There’re all kinds of subgenres in romance. There’s historical romance. There’s fantasy romance. There’s mystery romance and contemporary romance and more. All romance stories, though, have common threads, or conventions. The story must be about relationships. The story must have, either, a happily ever after ending, or a happy for now, ending.
If I knew how a book was going to end, I thought, unknowingly, what was the point of reading it?
On a whim, I tried romances by Black writers first because it’s good to read outside of my lived experience. One author I quickly gravitated to is an author I deeply adore today. Kennedy Ryan.

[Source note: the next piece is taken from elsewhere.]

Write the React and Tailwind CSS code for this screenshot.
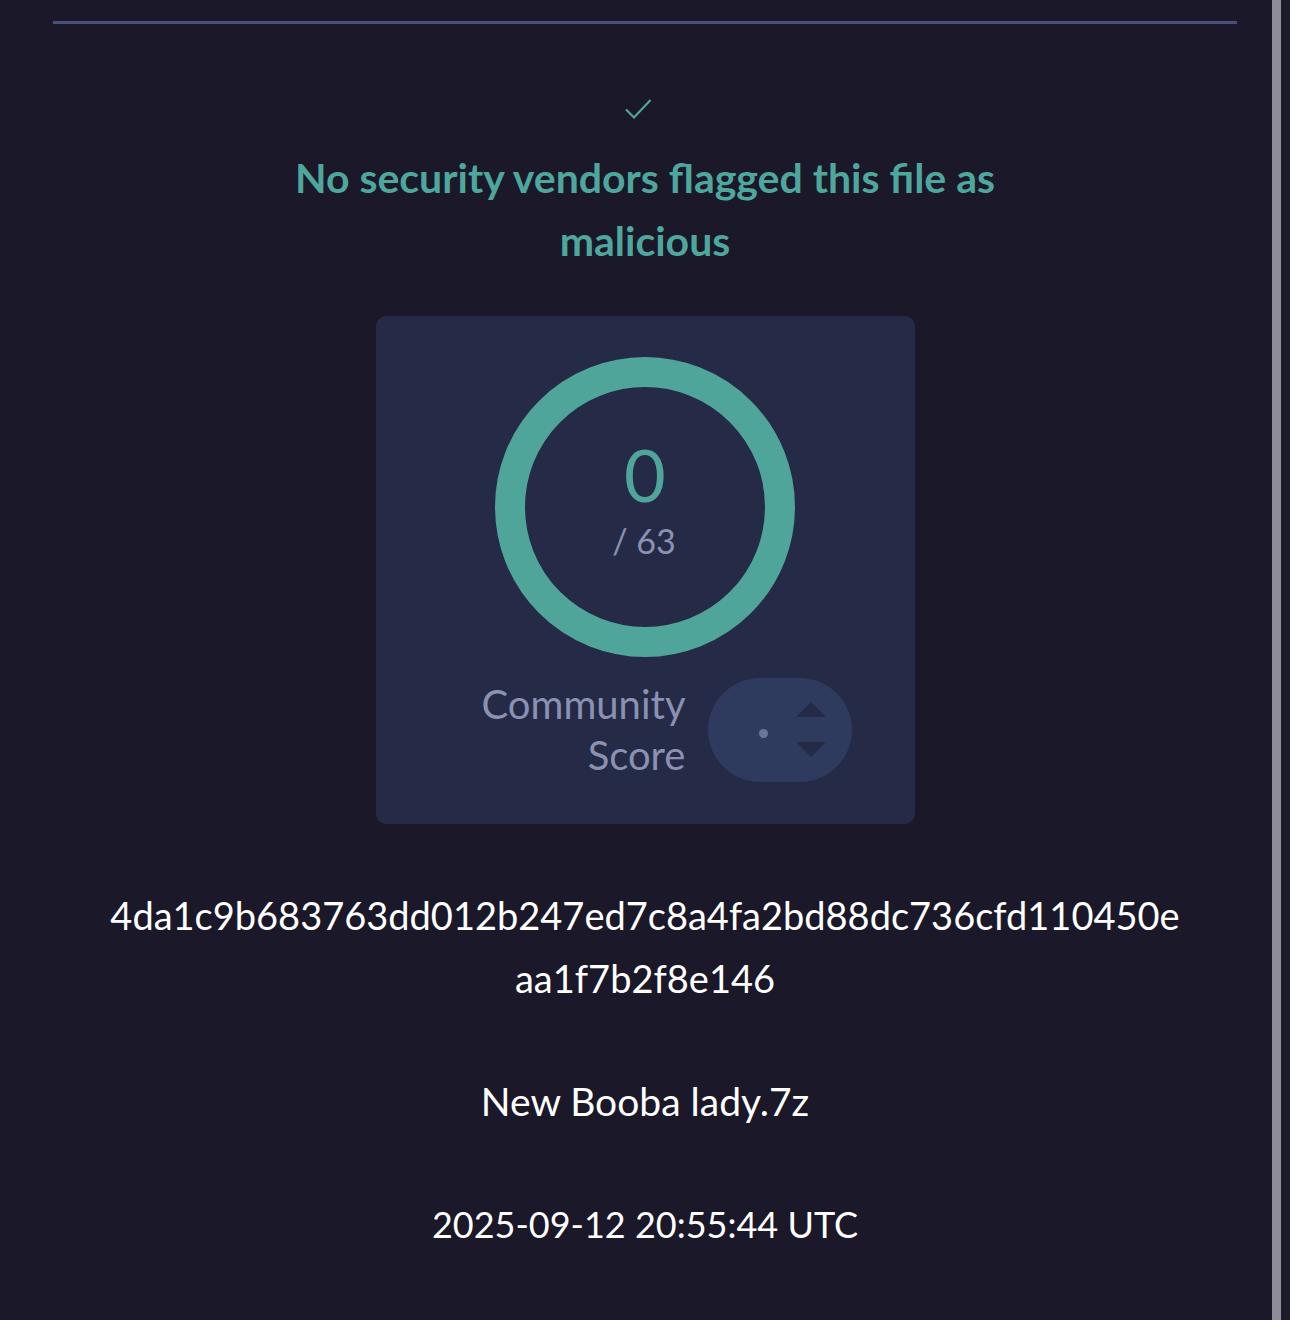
import React from "react";

export default function App() {
  return (
    <div className="relative w-[1290px] h-[1320px] bg-[#1a1829] overflow-hidden" style={{ fontFamily: "Lato, 'Noto Sans', sans-serif" }}>
      {/* scrollbar */}
      <div className="absolute top-0 right-0 h-full w-[18px] flex">
        <div className="w-[9px] h-full bg-[#8e8c99]"></div>
        <div className="w-[9px] h-full bg-[#1c1b2a]"></div>
      </div>

      <div className="w-[1290px] flex flex-col items-center">
        <div className="mt-[21px] w-[1184px] h-[3px] bg-[#474f7b]"></div>

        <svg className="mt-[74px] ml-[-12px]" width="30" height="22" viewBox="0 0 30 22">
          <polyline points="2,11.5 10,19.5 26.5,2" fill="none" stroke="#4fa59b" strokeWidth="2.2" />
        </svg>

        <h1 className="mt-[26px] w-[800px] text-center font-bold text-[41px] leading-[63px] text-[#4ea79d]">
          No security vendors flagged this file as malicious
        </h1>

        <div className="mt-[44px] w-[539px] h-[508px] rounded-[10px] bg-[#252b46] flex flex-col items-center">
          <div className="relative mt-[41px] w-[300px] h-[300px]">
            <svg width="300" height="300" viewBox="0 0 300 300" className="absolute inset-0">
              <circle cx="150" cy="150" r="135" fill="none" stroke="#50a59a" strokeWidth="30" />
            </svg>
            <div className="absolute inset-0 flex flex-col items-center">
              <div className="mt-[74px] text-[72px] leading-[86px] text-[#50a59a]">0</div>
              <div className="mt-[2px] text-[34px] leading-[44px] text-[#8a91b3] pr-[2px]">/ 63</div>
            </div>
          </div>

          <div className="mt-[21px] flex items-center gap-[22px]">
            <div className="w-[247px] text-right text-[40px] leading-[51px] text-[#8a91b3]">
              Community
              <br />
              Score
            </div>
            <div className="relative w-[144px] h-[104px] rounded-full bg-[#2e3a5e]">
              <div className="absolute left-[51px] top-[51px] w-[9px] h-[9px] rounded-full bg-[#6d7599]"></div>
              <svg className="absolute left-[88px] top-[24px]" width="30" height="16" viewBox="0 0 30 16">
                <polygon points="15,0 30,15 0,15" fill="#252b46" />
              </svg>
              <svg className="absolute left-[88px] top-[64px]" width="30" height="16" viewBox="0 0 30 16">
                <polygon points="0,0 30,0 15,15" fill="#252b46" />
              </svg>
            </div>
          </div>
        </div>

        <div className="mt-[60px] text-center text-white text-[38px] leading-[63px]">
          <div>4da1c9b683763dd012b247ed7c8a4fa2bd88dc736cfd110450e</div>
          <div>aa1f7b2f8e146</div>
        </div>

        <div className="mt-[60px] text-center text-white text-[39px] leading-[63px]">New Booba lady.7z</div>

        <div className="mt-[60px] text-center text-white text-[36px] leading-[63px]">2025-09-12 20:55:44 UTC</div>
      </div>
    </div>
  );
}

Kennedy wrote tons of books, but I got sucked in with the Grip series and the Hoops series. The Grip series especially spoke to me in a way no other romance series had at the time. It told me that it’s okay that we don’t know everything about injustices, the important thing is that we become better people than we were yesterday. It helped me understand what someone might desire from me, as a person. It helped me question what I really want out of human relationships. Do I just want understanding, or do I want to be with someone that will encourage me, and help me learn and listen more every day?
I soon devoured every book Kennedy Ryan ever wrote, and I’ll continue to devour her books. I also started branching out to other kinds of romances, like romances with Disabled characters. The next book I fell in love within RomanceLandia was Jeremiah, by Jayce Ellis.

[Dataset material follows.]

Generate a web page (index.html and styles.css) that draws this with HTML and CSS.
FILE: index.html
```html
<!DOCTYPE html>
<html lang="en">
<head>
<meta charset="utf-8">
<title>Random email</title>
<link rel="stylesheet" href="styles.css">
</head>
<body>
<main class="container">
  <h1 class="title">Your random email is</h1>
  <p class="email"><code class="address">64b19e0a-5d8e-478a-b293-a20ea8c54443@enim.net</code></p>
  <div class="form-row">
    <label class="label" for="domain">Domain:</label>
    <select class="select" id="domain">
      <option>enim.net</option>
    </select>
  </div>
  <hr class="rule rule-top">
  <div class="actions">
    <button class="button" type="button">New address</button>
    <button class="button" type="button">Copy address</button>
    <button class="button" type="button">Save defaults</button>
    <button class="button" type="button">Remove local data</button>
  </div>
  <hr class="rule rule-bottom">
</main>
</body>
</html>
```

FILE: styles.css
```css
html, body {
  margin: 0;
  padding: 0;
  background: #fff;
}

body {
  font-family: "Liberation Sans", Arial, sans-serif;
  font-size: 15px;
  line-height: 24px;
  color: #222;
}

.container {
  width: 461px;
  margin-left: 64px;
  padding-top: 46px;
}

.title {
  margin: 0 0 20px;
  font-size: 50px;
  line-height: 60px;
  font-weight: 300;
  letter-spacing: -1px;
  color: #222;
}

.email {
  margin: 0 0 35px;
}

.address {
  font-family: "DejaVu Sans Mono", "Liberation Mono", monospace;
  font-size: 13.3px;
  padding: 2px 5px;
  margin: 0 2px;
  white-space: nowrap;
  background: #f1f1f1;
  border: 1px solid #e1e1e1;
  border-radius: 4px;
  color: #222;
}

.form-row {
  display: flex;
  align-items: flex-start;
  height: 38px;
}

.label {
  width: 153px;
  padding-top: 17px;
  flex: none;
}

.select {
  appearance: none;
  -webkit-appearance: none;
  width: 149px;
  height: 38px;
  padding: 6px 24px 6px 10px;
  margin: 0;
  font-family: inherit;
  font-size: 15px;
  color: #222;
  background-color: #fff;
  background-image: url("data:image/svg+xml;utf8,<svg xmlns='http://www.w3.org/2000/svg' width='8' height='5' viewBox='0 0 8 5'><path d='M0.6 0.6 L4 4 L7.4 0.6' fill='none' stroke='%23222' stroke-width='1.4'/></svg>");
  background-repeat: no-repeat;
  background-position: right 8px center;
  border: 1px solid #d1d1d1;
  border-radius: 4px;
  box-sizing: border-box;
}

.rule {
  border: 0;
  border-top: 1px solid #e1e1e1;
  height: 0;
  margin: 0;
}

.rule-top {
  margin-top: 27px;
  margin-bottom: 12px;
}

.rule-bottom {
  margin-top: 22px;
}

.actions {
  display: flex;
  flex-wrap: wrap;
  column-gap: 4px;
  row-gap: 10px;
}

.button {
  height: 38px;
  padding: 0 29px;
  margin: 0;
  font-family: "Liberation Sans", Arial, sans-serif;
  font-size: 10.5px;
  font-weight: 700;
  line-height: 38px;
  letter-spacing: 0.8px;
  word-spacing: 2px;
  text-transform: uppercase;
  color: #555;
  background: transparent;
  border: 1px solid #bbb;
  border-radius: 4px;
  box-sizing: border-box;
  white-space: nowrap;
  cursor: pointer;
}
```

As I devoured more romance books, I started to actively find books with Disabled characters in them, if only to see what people thought our happy endings could look like.
I felt touched in a way I couldn’t describe. Authors spoke to me through their romance books about love. These books might be predictable to some, but I’ve found a much deeper examination of my own desires as I continue to read romance books. Reading romance books helped me understand my needs as a Disabled person seeing partners or lifetime companions. Reading what makes these authors feel and wish helped me to understand that, sometimes, the world is imperfect. People make mistakes. People say the wrong things. People don’t always do the right thing, but it’s always good to stop and listen to someone’s else’s hopes and dreams because they will help you sharpen your own.
I’ve been in a romance bubble this past year and I don’t think it’s going to end any time soon. That’s not a bad thing though. The world is bad, sometimes. More times than not, these days, I want to enjoy someone else’s happiness. I want to enjoy someone’s wish fulfillment or tributes or winks and nods. I want to enjoy what makes an author feel sexy. I want to enjoy all the human elements I can enjoy while I’m alive, because it will help me listen more, and it will help me really assess what’s important in my loved ones lives.
So, with that being said, I guess I’ll end this by saying thank you, Kennedy Ryan, and thank you all other romance writers out there that help us listen through happy endings. Thank you for telling me that I’m not alone. Thank you for reminding me that, eventually, everybody has joy in their lives. Keep writing joy. Keep writing sex scenes. Keep writing wish fulfillment. Keep reminding quiet readers like me that it’s groovy to enjoy each other’s joy. Just, thank you, and keep reminding us of joy, even when things are fine.